-- START OF SOURCE MATERIAL --

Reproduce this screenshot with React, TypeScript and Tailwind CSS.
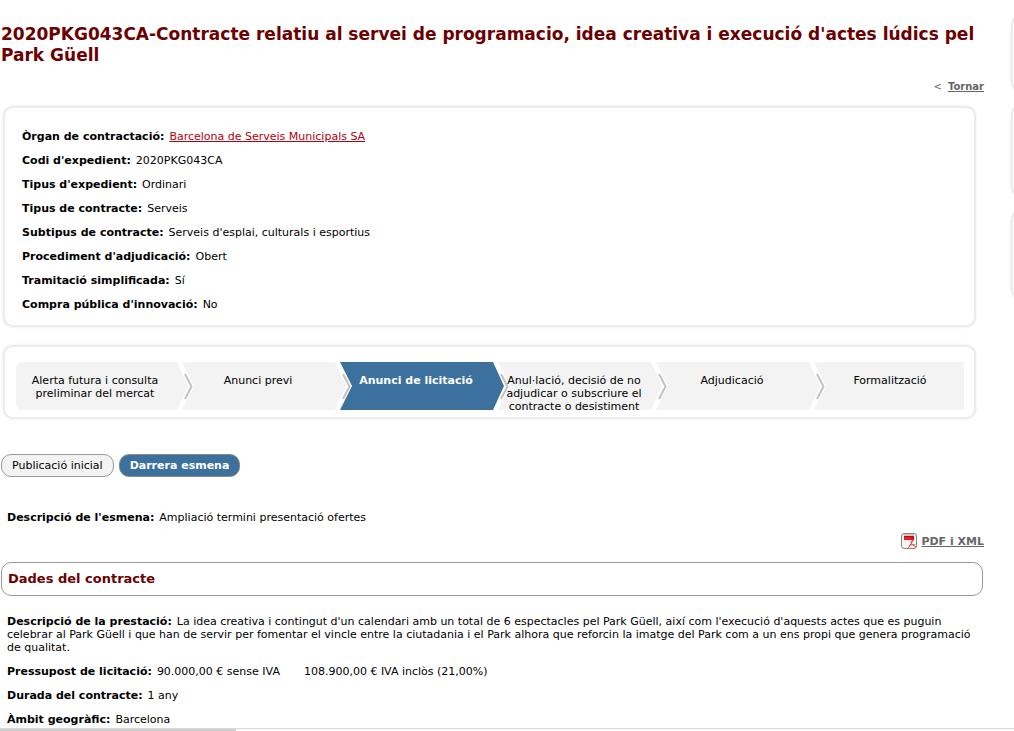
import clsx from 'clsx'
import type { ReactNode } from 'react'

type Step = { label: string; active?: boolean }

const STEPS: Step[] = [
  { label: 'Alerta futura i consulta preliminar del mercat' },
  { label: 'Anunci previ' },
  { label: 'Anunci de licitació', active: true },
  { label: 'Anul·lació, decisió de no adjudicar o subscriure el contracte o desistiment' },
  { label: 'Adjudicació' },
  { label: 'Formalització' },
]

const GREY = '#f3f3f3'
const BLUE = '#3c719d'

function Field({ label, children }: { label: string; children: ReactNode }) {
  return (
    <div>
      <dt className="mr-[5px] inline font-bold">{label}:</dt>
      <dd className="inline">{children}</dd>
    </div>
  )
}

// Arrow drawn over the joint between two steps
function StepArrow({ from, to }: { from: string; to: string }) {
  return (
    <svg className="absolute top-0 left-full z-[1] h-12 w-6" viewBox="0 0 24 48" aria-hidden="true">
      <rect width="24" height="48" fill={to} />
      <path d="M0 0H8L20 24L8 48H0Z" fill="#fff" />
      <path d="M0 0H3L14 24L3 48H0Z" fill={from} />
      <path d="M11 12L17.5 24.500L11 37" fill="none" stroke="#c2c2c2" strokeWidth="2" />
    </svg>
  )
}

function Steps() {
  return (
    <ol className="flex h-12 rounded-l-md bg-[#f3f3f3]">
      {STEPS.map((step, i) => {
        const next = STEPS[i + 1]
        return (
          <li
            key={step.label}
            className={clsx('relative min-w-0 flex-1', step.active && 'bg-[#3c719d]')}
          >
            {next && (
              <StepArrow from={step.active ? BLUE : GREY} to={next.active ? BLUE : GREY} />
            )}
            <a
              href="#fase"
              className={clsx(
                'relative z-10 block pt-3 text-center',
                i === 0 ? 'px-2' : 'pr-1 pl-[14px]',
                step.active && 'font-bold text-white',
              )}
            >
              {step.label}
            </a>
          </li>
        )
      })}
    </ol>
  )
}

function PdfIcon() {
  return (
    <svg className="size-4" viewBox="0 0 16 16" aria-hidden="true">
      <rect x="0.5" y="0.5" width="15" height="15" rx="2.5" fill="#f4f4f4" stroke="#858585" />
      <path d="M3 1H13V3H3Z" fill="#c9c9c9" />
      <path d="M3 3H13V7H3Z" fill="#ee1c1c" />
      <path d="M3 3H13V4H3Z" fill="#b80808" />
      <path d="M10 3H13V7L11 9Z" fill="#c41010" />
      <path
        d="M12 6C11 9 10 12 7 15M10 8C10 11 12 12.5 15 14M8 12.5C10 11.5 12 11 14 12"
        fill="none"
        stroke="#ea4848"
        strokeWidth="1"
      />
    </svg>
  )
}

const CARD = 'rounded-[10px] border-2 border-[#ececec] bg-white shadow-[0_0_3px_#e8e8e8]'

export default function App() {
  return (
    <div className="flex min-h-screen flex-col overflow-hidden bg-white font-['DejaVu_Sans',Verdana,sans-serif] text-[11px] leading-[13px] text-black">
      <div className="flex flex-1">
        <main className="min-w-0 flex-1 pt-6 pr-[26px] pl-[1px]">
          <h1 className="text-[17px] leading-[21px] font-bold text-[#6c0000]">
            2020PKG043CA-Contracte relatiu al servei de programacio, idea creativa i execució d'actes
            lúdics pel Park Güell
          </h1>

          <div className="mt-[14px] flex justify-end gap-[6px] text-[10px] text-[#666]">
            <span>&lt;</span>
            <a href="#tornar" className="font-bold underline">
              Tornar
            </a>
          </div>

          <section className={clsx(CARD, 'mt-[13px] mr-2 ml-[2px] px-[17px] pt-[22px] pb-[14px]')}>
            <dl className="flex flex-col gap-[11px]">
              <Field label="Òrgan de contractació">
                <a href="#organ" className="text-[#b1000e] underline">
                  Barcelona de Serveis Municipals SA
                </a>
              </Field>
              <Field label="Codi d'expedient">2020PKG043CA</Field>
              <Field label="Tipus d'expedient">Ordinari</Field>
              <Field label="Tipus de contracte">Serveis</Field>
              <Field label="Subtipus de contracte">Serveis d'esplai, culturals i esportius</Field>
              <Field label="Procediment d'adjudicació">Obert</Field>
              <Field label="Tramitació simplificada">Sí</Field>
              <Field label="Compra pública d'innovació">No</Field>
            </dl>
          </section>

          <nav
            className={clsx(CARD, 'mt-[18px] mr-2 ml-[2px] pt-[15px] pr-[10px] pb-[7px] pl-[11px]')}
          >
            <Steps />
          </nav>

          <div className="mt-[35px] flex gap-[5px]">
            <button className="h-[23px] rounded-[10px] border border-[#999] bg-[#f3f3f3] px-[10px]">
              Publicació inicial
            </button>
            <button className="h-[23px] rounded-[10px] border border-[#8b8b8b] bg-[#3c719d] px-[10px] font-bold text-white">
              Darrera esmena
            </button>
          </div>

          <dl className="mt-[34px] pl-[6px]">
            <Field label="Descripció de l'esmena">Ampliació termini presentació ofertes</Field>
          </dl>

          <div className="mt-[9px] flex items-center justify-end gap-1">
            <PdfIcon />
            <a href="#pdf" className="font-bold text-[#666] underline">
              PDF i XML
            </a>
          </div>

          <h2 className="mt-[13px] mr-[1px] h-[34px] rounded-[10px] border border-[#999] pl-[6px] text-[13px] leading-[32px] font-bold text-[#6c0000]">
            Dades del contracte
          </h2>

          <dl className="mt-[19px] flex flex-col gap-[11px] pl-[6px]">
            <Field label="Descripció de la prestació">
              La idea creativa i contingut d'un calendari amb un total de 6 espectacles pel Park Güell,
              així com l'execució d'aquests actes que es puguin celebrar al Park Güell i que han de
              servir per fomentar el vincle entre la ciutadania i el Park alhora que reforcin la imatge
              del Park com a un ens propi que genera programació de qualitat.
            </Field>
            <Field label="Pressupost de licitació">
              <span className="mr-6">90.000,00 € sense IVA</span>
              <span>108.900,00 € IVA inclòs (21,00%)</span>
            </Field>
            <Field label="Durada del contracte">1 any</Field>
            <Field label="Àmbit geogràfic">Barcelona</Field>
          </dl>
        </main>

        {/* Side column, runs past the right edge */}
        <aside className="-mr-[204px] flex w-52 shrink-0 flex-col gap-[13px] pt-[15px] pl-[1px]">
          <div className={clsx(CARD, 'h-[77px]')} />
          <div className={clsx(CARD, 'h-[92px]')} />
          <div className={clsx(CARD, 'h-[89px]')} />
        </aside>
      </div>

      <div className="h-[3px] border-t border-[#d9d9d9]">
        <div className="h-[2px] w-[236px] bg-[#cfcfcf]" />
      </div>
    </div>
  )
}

-- END OF SOURCE MATERIAL --

- [STATED EXERCISE]
Only the lines from the start of the material through the line containing "const BLUE = '#3c719d'" should be transcribed. Pictures stay out.

- [ANSWER IN FULL]
Reproduce this screenshot with React, TypeScript and Tailwind CSS.
import clsx from 'clsx'
import type { ReactNode } from 'react'

type Step = { label: string; active?: boolean }

const STEPS: Step[] = [
  { label: 'Alerta futura i consulta preliminar del mercat' },
  { label: 'Anunci previ' },
  { label: 'Anunci de licitació', active: true },
  { label: 'Anul·lació, decisió de no adjudicar o subscriure el contracte o desistiment' },
  { label: 'Adjudicació' },
  { label: 'Formalització' },
]

const GREY = '#f3f3f3'
const BLUE = '#3c719d'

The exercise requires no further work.